Contaba Groucho Marx que sólo empezó a tomarse en serio la tremenda crisis bursátil de 1929 cuando el agente de Bolsa al que había confiado sus prósperos ahorros se suicidó tirándose al vacío desde la ventana de su despacho. No es uno de los escritos más divertidos de Groucho, desde luego, pero sí uno de los más lúcidos. Relata en él cómo muchos astros de Hollywood se dedicaron en los felices años 20 a invertir sus ganancias en Bolsa, convencidos de que era una idea estupenda, porque la economía iba como un tiro y las acciones rentaban a espuertas. Súbitamente, por razones extrañas y misteriosas –la economía no era la especialidad de este otro Marx–, el tinglado se vino abajo y todos ellos se quedaron con lo puesto.
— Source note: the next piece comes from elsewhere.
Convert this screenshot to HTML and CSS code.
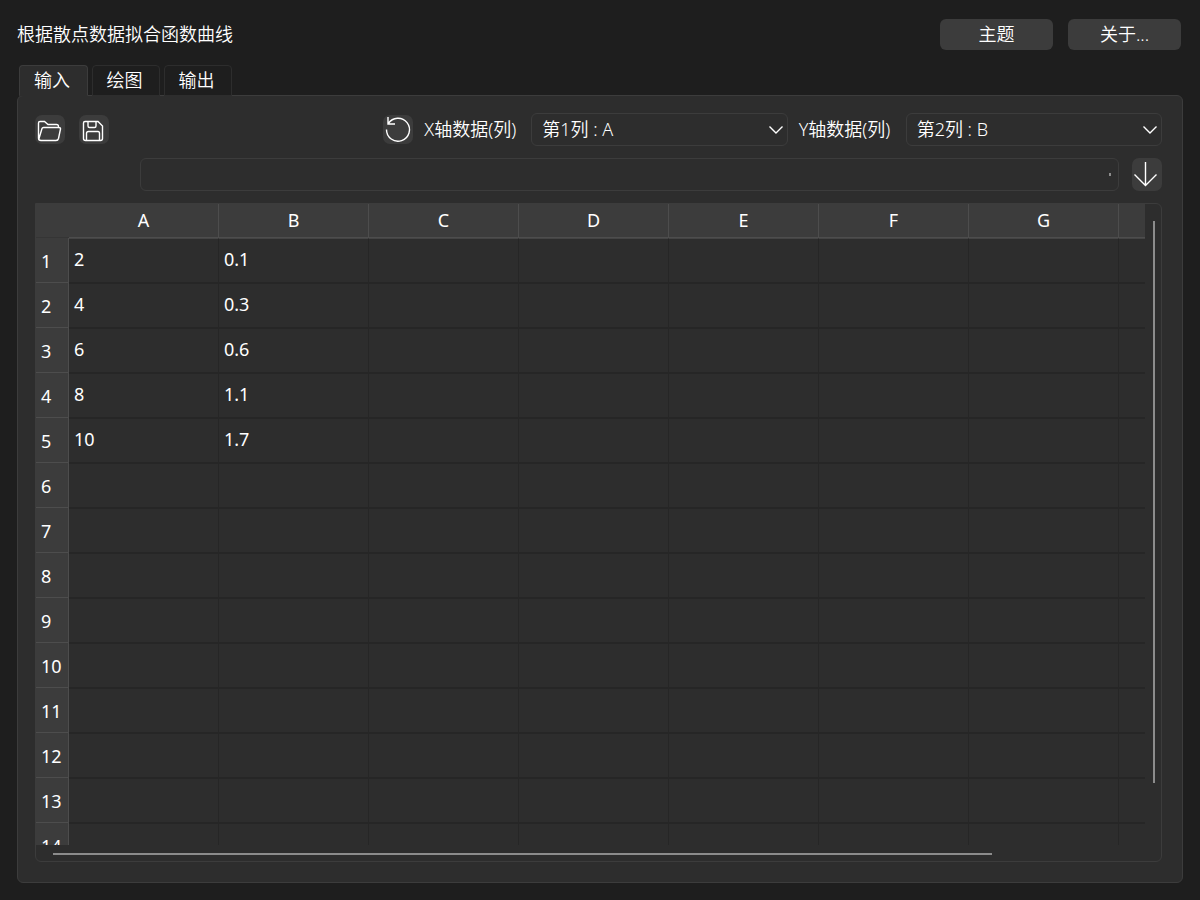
FILE: index.html
```html
<!DOCTYPE html>
<html lang="zh-CN">
<head>
<meta charset="utf-8">
<meta name="viewport" content="width=device-width, initial-scale=1">
<title>根据散点数据拟合函数曲线</title>
<link rel="stylesheet" href="styles.css">
</head>
<body>
<header class="titlebar">
  <h1 class="title">根据散点数据拟合函数曲线</h1>
  <div class="title-actions">
    <button class="button" type="button">主题</button>
    <button class="button" type="button">关于...</button>
  </div>
</header>
<nav class="tabs" role="tablist">
  <button class="tab tab-active" type="button" role="tab" aria-selected="true">输入</button>
  <button class="tab" type="button" role="tab" aria-selected="false">绘图</button>
  <button class="tab" type="button" role="tab" aria-selected="false">输出</button>
</nav>
<main class="panel">
  <div class="toolbar">
    <div class="file-actions">
      <button class="icon-button" type="button" aria-label="打开">
        <svg width="30" height="29" viewBox="0 0 30 29"><path d="M4.500 23.500 3.500 21V8Q3.500 6.500 5 6.500H9.500L13 9.500H21.500Q23.500 9.500 23.500 11.500V12.500M4 23.500 7 13.500Q7.300 12.500 8.500 12.500H23.500Q25.800 12.500 25.500 14L23.500 23.500Q23 25.500 21 25.500H6Q3.500 25.500 3.500 23V20"/></svg>
      </button>
      <button class="icon-button" type="button" aria-label="保存">
        <svg width="30" height="29" viewBox="0 0 30 29"><path d="M4.500 8Q4.500 6.500 6 6.500H19L23.500 11V23.500Q23.500 25.500 21.500 25.500H6.500Q4.500 25.500 4.500 23.500ZM9 6.500V11Q9 12.500 10.500 12.500H15.500Q17 12.500 17 11V6.500M7.500 25.500V18.500Q7.500 16.500 9.500 16.500H19Q20.500 16.500 20.500 18.500V25.500"/></svg>
      </button>
    </div>
    <div class="spacer"></div>
    <button class="icon-button" type="button" aria-label="重置">
      <svg width="30" height="29" viewBox="0 0 30 29"><path d="M5 2V9H12M5.300 8.500A11.500 11.500 0 1 1 3.500 14.500"/></svg>
    </button>
    <label class="field-label" for="x-column">X轴数据(列)</label>
    <div class="select-wrap">
      <select class="select" id="x-column"><option>第1列 : A</option></select>
      <svg class="chevron" width="16" height="10" viewBox="0 0 16 10"><path d="M1.500 1.500 8 8 14.500 1.500"/></svg>
    </div>
    <label class="field-label" for="y-column">Y轴数据(列)</label>
    <div class="select-wrap">
      <select class="select" id="y-column"><option>第2列 : B</option></select>
      <svg class="chevron" width="16" height="10" viewBox="0 0 16 10"><path d="M1.500 1.500 8 8 14.500 1.500"/></svg>
    </div>
  </div>
  <div class="entry-row">
    <div class="entry-wrap">
      <input class="entry" type="text" aria-label="单元格内容">
      <span class="entry-dot"></span>
    </div>
    <button class="icon-button icon-button-tall" type="button" aria-label="填入">
      <svg width="30" height="33" viewBox="0 0 30 33"><path d="M13.500 4V27.500M2.500 16.500 13.500 27.500 24.500 16.500"/></svg>
    </button>
  </div>
  <div class="sheet">
    <div class="viewport">
      <table class="grid">
        <colgroup><col class="col-index"><col class="col"><col class="col"><col class="col"><col class="col"><col class="col"><col class="col"><col class="col"><col class="col"></colgroup>
        <thead>
          <tr><td class="corner"></td><th scope="col">A</th><th scope="col">B</th><th scope="col">C</th><th scope="col">D</th><th scope="col">E</th><th scope="col">F</th><th scope="col">G</th><th scope="col"></th></tr>
        </thead>
        <tbody>
          <tr><th scope="row">1</th><td>2</td><td>0.1</td><td></td><td></td><td></td><td></td><td></td><td></td></tr>
          <tr><th scope="row">2</th><td>4</td><td>0.3</td><td></td><td></td><td></td><td></td><td></td><td></td></tr>
          <tr><th scope="row">3</th><td>6</td><td>0.6</td><td></td><td></td><td></td><td></td><td></td><td></td></tr>
          <tr><th scope="row">4</th><td>8</td><td>1.1</td><td></td><td></td><td></td><td></td><td></td><td></td></tr>
          <tr><th scope="row">5</th><td>10</td><td>1.7</td><td></td><td></td><td></td><td></td><td></td><td></td></tr>
          <tr><th scope="row">6</th><td></td><td></td><td></td><td></td><td></td><td></td><td></td><td></td></tr>
          <tr><th scope="row">7</th><td></td><td></td><td></td><td></td><td></td><td></td><td></td><td></td></tr>
          <tr><th scope="row">8</th><td></td><td></td><td></td><td></td><td></td><td></td><td></td><td></td></tr>
          <tr><th scope="row">9</th><td></td><td></td><td></td><td></td><td></td><td></td><td></td><td></td></tr>
          <tr><th scope="row">10</th><td></td><td></td><td></td><td></td><td></td><td></td><td></td><td></td></tr>
          <tr><th scope="row">11</th><td></td><td></td><td></td><td></td><td></td><td></td><td></td><td></td></tr>
          <tr><th scope="row">12</th><td></td><td></td><td></td><td></td><td></td><td></td><td></td><td></td></tr>
          <tr><th scope="row">13</th><td></td><td></td><td></td><td></td><td></td><td></td><td></td><td></td></tr>
          <tr><th scope="row">14</th><td></td><td></td><td></td><td></td><td></td><td></td><td></td><td></td></tr>
        </tbody>
      </table>
    </div>
    <div class="track-y"><div class="thumb-y"></div></div>
    <div class="track-x"><div class="thumb-x"></div></div>
  </div>
</main>
</body>
</html>
```

FILE: styles.css
```css
* {
  box-sizing: border-box;
}

body {
  margin: 0;
  height: 100vh;
  padding: 19px 17px 17px;
  display: flex;
  flex-direction: column;
  background: #1e1e1e;
  color: #fff;
  font: 350 18px/24px "Noto Sans", "Noto Sans CJK SC", sans-serif;
}

button,
select,
input {
  font: inherit;
  color: inherit;
}

.titlebar {
  display: flex;
  justify-content: space-between;
  align-items: center;
  padding-right: 2px;
  margin-bottom: 15px;
}

.title {
  margin: 0;
  padding-bottom: 2px;
  font: inherit;
}

.title-actions {
  display: flex;
  gap: 15px;
}

.button {
  width: 113px;
  height: 31px;
  padding: 0 0 2px;
  border: 0;
  border-radius: 6px;
  background: #3c3c3c;
}

.tabs {
  display: flex;
  gap: 4px;
  padding-left: 2px;
  margin-bottom: -1px;
  position: relative;
}

.tab {
  width: 68px;
  height: 31px;
  padding: 0 3px 2px 0;
  border: 1px solid #2d2d2d;
  border-radius: 4px 4px 0 0;
  background: #1e1e1e;
}

.tab-active {
  width: 69px;
  border-color: #3c3c3c;
  border-bottom-color: #2d2d2d;
  background: #2d2d2d;
}

.panel {
  flex: 1;
  min-height: 0;
  display: flex;
  flex-direction: column;
  padding: 17px 20px 20px 17px;
  border: 1px solid #3c3c3c;
  border-radius: 6px;
  background: #2d2d2d;
}

.toolbar {
  display: flex;
  align-items: center;
  gap: 11px;
  margin-bottom: 12px;
}

.file-actions {
  display: flex;
  gap: 14px;
}

.spacer {
  flex: 1 1 0;
}

.icon-button {
  flex: none;
  width: 30px;
  height: 29px;
  padding: 0;
  border: 0;
  border-radius: 7px;
  background: #3c3c3c;
}

.icon-button-tall {
  height: 33px;
}

.icon-button svg,
.chevron {
  display: block;
  fill: none;
  stroke: #fff;
  stroke-width: 1.4;
}

.field-label {
  min-width: 96px;
  padding-bottom: 2px;
  white-space: nowrap;
}

.select-wrap {
  flex: 1 1 4px;
  position: relative;
}

.select {
  display: block;
  width: 100%;
  height: 33px;
  padding: 0 30px 2px 10px;
  appearance: none;
  border: 1px solid #3c3c3c;
  border-radius: 6px;
  background: #2d2d2d;
}

.chevron {
  position: absolute;
  right: 4px;
  top: 12px;
  pointer-events: none;
}

.entry-row {
  display: flex;
  gap: 13px;
  padding-left: 105px;
  margin-bottom: 12px;
}

.entry-wrap {
  flex: 1;
  position: relative;
}

.entry {
  display: block;
  width: 100%;
  height: 33px;
  padding: 0 10px;
  border: 1px solid #3c3c3c;
  border-radius: 6px;
  background: #2d2d2d;
}

.entry-dot {
  position: absolute;
  right: 8px;
  top: 15px;
  width: 2px;
  height: 3px;
  background: #8c8c8c;
}

.sheet {
  flex: 1;
  min-height: 0;
  display: grid;
  grid-template: minmax(0, 1fr) 16px / minmax(0, 1fr) 16px;
  border: 1px solid #3c3c3c;
  border-radius: 0 6px 6px 6px;
}

.viewport {
  overflow: hidden;
}

.grid {
  width: 1233px;
  table-layout: fixed;
  border-collapse: separate;
  border-spacing: 0;
  font-weight: 400;
}

.col-index {
  width: 33px;
}

.col {
  width: 150px;
}

.grid th {
  font-weight: inherit;
  background: #3c3c3c;
}

.grid thead th {
  height: 34px;
  padding: 0 0 2px;
  border-right: 1px solid #4d4d4d;
  border-bottom: 1px solid #4d4d4d;
}

.grid .corner {
  padding: 0;
  border-bottom: 1px solid #353535;
  background: #3c3c3c;
}

.grid tbody th {
  height: 45px;
  padding: 1px 0 0 5px;
  text-align: left;
  border-right: 1px solid #4d4d4d;
  border-bottom: 1px solid #4d4d4d;
}

.grid tbody td {
  padding: 0 5px 4px;
  border: solid #262626;
  border-width: 1px 1px 1px 0;
}

.grid tbody tr:first-child td {
  border-top-color: #444;
}

.track-y {
  padding: 17px 0 0 8px;
}

.thumb-y {
  width: 2px;
  height: 90%;
  background: #8c8c8c;
}

.track-x {
  padding: 8px 0 0 17px;
}

.thumb-x {
  width: 86%;
  height: 2px;
  background: #8c8c8c;
}
```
Es llamativo el poder de persuasión que tienen los propagandistas de la economía dominante, que aciertan a convencer al común de los mortales de que sus arcanos son pura ciencia y que todo está controlado al milímetro. De repente, la realidad demuestra que el elegante traje que viste el sistema capitalista está cogido con alfileres y puede deshilacharse con cuatro tirones mal dados. Algo semejante –paradojas de la vida– a lo que le sucedió a la Unión Soviética, que parecía una fortaleza inexpugnable y se vino abajo de un día para otro, para asombro de propios y (sobre todo) de extraños.
Simpatizo, por supuesto, con la gente modesta de aquí y de allá que tiembla ante la actual crisis al ver que las cuatro perras que ha ahorrado a lo largo de su vida laboral pueden hundirse con la compañía financiera o el banco a quienes se las confió. Pero no puedo dejar de refocilarme ante el ridículo en el que están quedando los petulantes que tanto han solemnizado durante los últimos decenios perorando sobre “el fin de la Historia”, pretendiendo que la Humanidad había alcanzado ya una fase de cimientos inamovibles.
El viejo Heráclito de Éfeso sigue dando en el clavo: “Todo corre; nada permanece”.
Aunque tampoco le faltara su tanto de amarga razón al asturiano Ángel González cuando apostilló: “…Salvo la Historia y las morcillas de mi tierra. Las dos se hacen con sangre, las dos se repiten”.
Javier Ortiz. El dedo en la llaga, diario Público (1 de octubre de 2008).